Ce document reflète les préoccupations de la société actuelle, cristallisées principalement sur la réduction des particules. Le précédent document, établi en 2003, était plus orienté vers la question de l’ozone au lendemain de la canicule estivale. En quinze ans, l’évolution des connaissances a beaucoup mis l’accent sur les effets sanitaires néfastes des particules ; ainsi, la législation au cours de ces années a principalement concentré son action sur les particules, sans toutefois négliger les autres polluants.

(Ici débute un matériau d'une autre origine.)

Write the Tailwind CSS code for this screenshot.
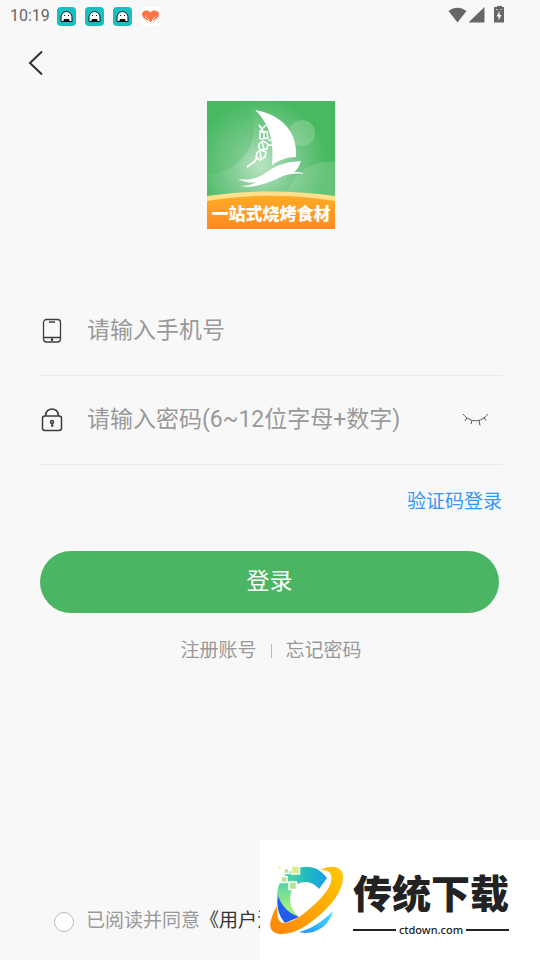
<!DOCTYPE html>
<html lang="zh-CN">
<head>
    <meta charset="UTF-8">
    <meta name="viewport" content="width=device-width, initial-scale=1.0">
    <script src="https://cdn.jsdelivr.net/npm/@tailwindcss/browser@4"></script>
    <title>登录</title>
</head>
<body class="bg-[#f8f8f8] font-[Roboto,'Noto_Sans_CJK_SC',sans-serif]">
    <div class="relative flex min-h-screen flex-col overflow-hidden">

        <!-- status bar -->
        <header class="flex h-8 items-center justify-between pl-[10px] pr-[35px] text-[#666]">
            <div class="flex items-center gap-[9px]">
                <span class="-mr-[2px] text-base">10:19</span>
                <svg width="19" height="19" viewBox="0 0 19 19">
                    <rect width="19" height="19" rx="4" fill="#16bfc0"/>
                    <path d="M4 14.500V11C4 2.500 15 2.500 15 11v3.500z" fill="#fff" stroke="#111"/>
                    <path d="M6 15l1-3h5l1 3zM7 8h1v1H7zM11 8h1v1h-1z" fill="#111"/>
                </svg>
                <svg width="19" height="19" viewBox="0 0 19 19">
                    <rect width="19" height="19" rx="4" fill="#16bfc0"/>
                    <path d="M4 14.500V11C4 2.500 15 2.500 15 11v3.500z" fill="#fff" stroke="#111"/>
                    <path d="M6 15l1-3h5l1 3zM7 8h1v1H7zM11 8h1v1h-1z" fill="#111"/>
                </svg>
                <svg width="19" height="19" viewBox="0 0 19 19">
                    <rect width="19" height="19" rx="4" fill="#16bfc0"/>
                    <path d="M4 14.500V11C4 2.500 15 2.500 15 11v3.500z" fill="#fff" stroke="#111"/>
                    <path d="M6 15l1-3h5l1 3zM7 8h1v1H7zM11 8h1v1h-1z" fill="#111"/>
                </svg>
                <svg width="19" height="19" viewBox="0 0 19 19">
                    <rect width="19" height="19" rx="2" fill="#fff"/>
                    <path d="M9.500 15C5 12.500 1 10.500 1 7.500c0-4.500 6-5 8.500-2C12 2.500 18 3 18 7.500c0 3-4 5-8.500 7.500z" fill="#fb7545"/>
                    <path d="M4.500 9.500l3 3 .5 4M14.500 9.500l-3 3-.5 4" fill="none" stroke="#fff3e6"/>
                    <path d="M2 11l5 5M17 11l-5 5" stroke="#fbc9a4"/>
                </svg>
            </div>
            <svg width="57" height="20" viewBox="0 0 57 20" fill="#666">
                <path d="M.500 5C6 .500 13 .500 18.500 5L9.500 16.500z"/>
                <path d="M36.500 1v15.500h-16z"/>
                <path d="M47 1h2V0h5v1h2v15.500H46V1z"/>
                <path d="M51.500 5L48.500 10.500h2v4l3-5.500h-2z" fill="#fff"/>
                <path d="M48 3h1.500v1H48zM52.500 3H54v1h-1.500z" fill="#ccc"/>
            </svg>
        </header>

        <nav class="flex h-[62px] items-center pl-5">
            <button type="button" aria-label="返回" class="flex size-8 items-center justify-center">
                <svg width="16" height="26" viewBox="0 0 16 26" fill="none" stroke="#303030" stroke-width="2">
                    <path d="M14 1.500L2 13l12 11.500"/>
                </svg>
            </button>
        </nav>

        <main class="flex grow flex-col pt-[7px] pb-[27px]">
            <!-- app logo -->
            <div class="flex justify-center pl-[2px]">
                <svg width="128" height="128" viewBox="0 0 128 128" role="img">
                    <defs>
                        <radialGradient id="glow" cx="54" cy="64" r="66" gradientUnits="userSpaceOnUse">
                            <stop offset="0" stop-color="#b9e3c3"/>
                            <stop offset=".5" stop-color="#7dcb90"/>
                            <stop offset="1" stop-color="#48b961"/>
                        </radialGradient>
                        <linearGradient id="band" x1="0" y1="0" x2="0" y2="1">
                            <stop offset="0" stop-color="#ffab25"/>
                            <stop offset="1" stop-color="#ff8a24"/>
                        </linearGradient>
                    </defs>
                    <rect width="128" height="128" fill="url(#glow)"/>
                    <path d="M0 0h38c12 16 12 42-2 56C28 66 16 72 0 74z" fill="#4aba62" opacity=".3"/>
                    <circle cx="95" cy="32" r="13" fill="#a6dcae" opacity=".4"/>
                    <path d="M128 61c-18-2-36 7-44 22l-8 14h52z" fill="#b7e4bd" opacity=".25"/>
                    <path d="M48 9C74 13 91 31 89 56c-9 0-17 3-24 8 2-20-1-40-17-55z" fill="#fff"/>
                    <path d="M31 78c11 2 21-1 29-7 11-8 20-10 34-11-2 6-4 9-7 11 4 0 7 0 10 2-9-1-15 0-21 2-13 6-28 13-43 10 6 0 12-1 17-4-7 1-14 0-19-3z" fill="#fff"/>
                    <!-- skewer hanging off the mast -->
                    <g fill="none" stroke="#fff">
                        <path d="M52 24l3 4v4M51 56l-4 5-7 5" stroke-width="2"/>
                        <path d="M55 28l4-4M53 30l7 1 1 6-8 1zM57 31v6M61 39h6v5h-6" stroke-width="1.500"/>
                        <path d="M52 43l4-3 5 3-1 5-5 1-3-2zM55 41l2 7M50 52l3-3 6 2-1 5-5 3-4-3zM53 50l1 7" stroke-width="1.500"/>
                    </g>
                    <path d="M0 95c42-6 86-6 128 0v8H0z" fill="#fee08d"/>
                    <path d="M0 100c42-7 86-7 128 0v28H0z" fill="url(#band)"/>
                    <text x="64" y="119" text-anchor="middle" fill="#fff" class="font-['Noto_Sans_CJK_SC',sans-serif] text-[17px] font-black">一站式烧烤食材</text>
                </svg>
            </div>

            <form class="mt-[58px] pl-10 pr-[38px]">
                <div class="flex h-[89px] items-center border-b border-[#ebebeb]">
                    <label for="phone" aria-label="手机号" class="mr-[23px] shrink-0">
                        <svg width="24" height="26" viewBox="0 0 24 26" fill="none" stroke="#3c3c3c" stroke-width="1.300">
                            <rect x="3.500" y="1.500" width="17" height="22.500" rx="3"/>
                            <path d="M3.500 19.500h17M9 4h6"/>
                            <circle cx="12" cy="21.700" r=".7" fill="#3c3c3c"/>
                        </svg>
                    </label>
                    <input id="phone" type="tel" placeholder="请输入手机号" class="min-w-0 grow text-[23px] leading-8 placeholder:text-[#999] outline-none">
                </div>
                <div class="flex h-[89px] items-center border-b border-[#ebebeb]">
                    <label for="password" aria-label="密码" class="mr-[23px] shrink-0">
                        <svg width="24" height="26" viewBox="0 0 24 26" fill="none" stroke="#3c3c3c" stroke-width="1.500">
                            <rect x="2.500" y="9" width="19" height="14.500" rx="2.500"/>
                            <path d="M5.500 9c0-9.500 13-9.500 13 0"/>
                            <circle cx="12" cy="15" r="1.500"/>
                            <path d="M12 16.500V20M12 18.500h1.500"/>
                        </svg>
                    </label>
                    <input id="password" type="password" placeholder="请输入密码(6~12位字母+数字)" class="min-w-0 grow text-[23px] leading-8 placeholder:text-[#999] outline-none">
                    <button type="button" aria-label="显示密码" class="mr-[13px] shrink-0">
                        <svg width="27" height="14" viewBox="0 0 27 14" fill="none" stroke="#555" stroke-width="1">
                            <path d="M1 1c7 9 18 9 25 0M5 5l-2 3M10 7.500L9 11M17 7.500l1 5M22 4.500l2 3"/>
                        </svg>
                    </button>
                </div>
                <div class="mt-[21px] flex justify-end text-[19px] leading-8">
                    <a href="#" class="text-[#3296fa]">验证码登录</a>
                </div>
                <div class="mt-[33px]">
                    <div class="pr-[3px]">
                        <button type="submit" class="h-[62px] w-full rounded-full bg-[#4ab563] pb-px text-[23px] leading-8 text-white">登录</button>
                    </div>
                    <div class="mt-[22px] flex items-center justify-center text-[19px] leading-8 text-[#999]">
                        <a href="#">注册账号</a>
                        <span class="mx-[14px] h-[14px] w-px bg-[#bbb]"></span>
                        <a href="#">忘记密码</a>
                    </div>
                </div>
            </form>

            <div class="mt-auto flex items-center pl-[54px] text-[19px] leading-6 text-[#999]">
                <input id="agree" type="checkbox" class="mr-3 size-5 translate-y-px appearance-none rounded-full border border-[#bbb] bg-white">
                <label for="agree">已阅读并同意</label>
                <a href="#" class="text-[#333]">《用户注</a>
            </div>
        </main>

        <!-- site banner over the corner -->
        <aside class="absolute right-0 bottom-0 flex h-[120px] w-[280px] items-start bg-white">
            <svg class="ml-[9px] mt-[22px] shrink-0" width="76" height="78" viewBox="0 0 76 78">
                <defs>
                    <linearGradient id="ring" x1="1" y1="0" x2="0" y2="1">
                        <stop offset="0" stop-color="#ffc900"/>
                        <stop offset="1" stop-color="#ff850a"/>
                    </linearGradient>
                    <linearGradient id="arc" x1="0" y1="0" x2="1" y2="0">
                        <stop offset="0" stop-color="#6bdfa0"/>
                        <stop offset=".5" stop-color="#22bdbb"/>
                        <stop offset="1" stop-color="#18a0e8"/>
                    </linearGradient>
                    <linearGradient id="side" x1="0" y1="0" x2="0" y2="1">
                        <stop offset="0" stop-color="#35c5b0"/>
                        <stop offset=".7" stop-color="#a0f080"/>
                    </linearGradient>
                    <linearGradient id="tail" x1="0" y1="1" x2="1" y2="0">
                        <stop offset="0" stop-color="#2692f8"/>
                        <stop offset="1" stop-color="#43e2ff"/>
                    </linearGradient>
                </defs>
                <path d="M18 11C33 1 49 3 58 16l-8 11C42 17 28 18 23 28l-9-8z" fill="url(#arc)"/>
                <path d="M19 10C5 22 5 42 16 60l14-5c-9-8-11-18-7-27l5-6z" fill="url(#side)"/>
                <path d="M9 34c-2 11 1 20 7 27l14-6C19 51 13 44 9 34z" fill="#245deb"/>
                <path d="M51 8C63 2 74 4 74 15c0 12-9 25-21 36C40 63 26 72 13 72 4 72-2 67 3 55c1-4 3-8 5-11 0 10 1 16 6 17 10 0 23-10 36-23 9-9 14-18 12-25-1-4-5-5-11-5z" fill="url(#ring)"/>
                <path d="M64 49C60 64 46 74 30 70c12-3 23-10 34-21z" fill="url(#tail)"/>
                <g stroke="#fff" stroke-width="1.500">
                    <path d="M22.500 4h8v8h-8z" fill="#dced8b"/>
                    <path d="M15 6.500h5v5h-5z" fill="#bde680"/>
                    <path d="M12 14.500h6v6h-6z" fill="#b3e781"/>
                    <path d="M20 20h7.500v7.500H20z" fill="#b2e68b"/>
                    <path d="M8.500 3.500h4v4h-4z" fill="#e8f0a5"/>
                </g>
            </svg>
            <div class="ml-2 mt-[21px] w-[156px] font-['Noto_Sans_CJK_SC',sans-serif] text-[#222]">
                <p class="text-[39px] leading-[60px] font-black whitespace-nowrap">传统下载</p>
                <div class="mt-px flex items-center gap-[3px]">
                    <span class="h-[2px] grow bg-[#222]"></span>
                    <span class="font-['Noto_Sans',sans-serif] text-[11px] leading-4 font-medium">ctdown.com</span>
                    <span class="h-[2px] grow bg-[#222]"></span>
                </div>
            </div>
        </aside>
    </div>
</body>
</html>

Les parties prenantes consultées ont souligné les difficultés que l’articulation entre les niveaux nationaux et locaux peut poser, en raison de la diversité des contextes locaux. Par exemple, le PPA d’Ile de France, en cours de révision et élaboré avec la même méthodologie, met en évidence les incertitudes occasionnées par l’imbrication des compétences aux différents échelons administratifs. L’enjeu consiste donc à organiser une gouvernance qui puisse fonctionner simultanément à différentes échelles. En outre, l’analyse de l’exemple des ZCR met l’accent sur l’importance qui doit être accordée à l’accompagnement de ces mesures pour en augmenter leur acceptabilité sociale ; il s’agit donc, à l’échelle locale, d’organiser un maillage territorial au plus près des habitants, pour prendre en compte les difficultés rencontrées localement et permettre que ces mesures soient appropriées par le plus grand nombre.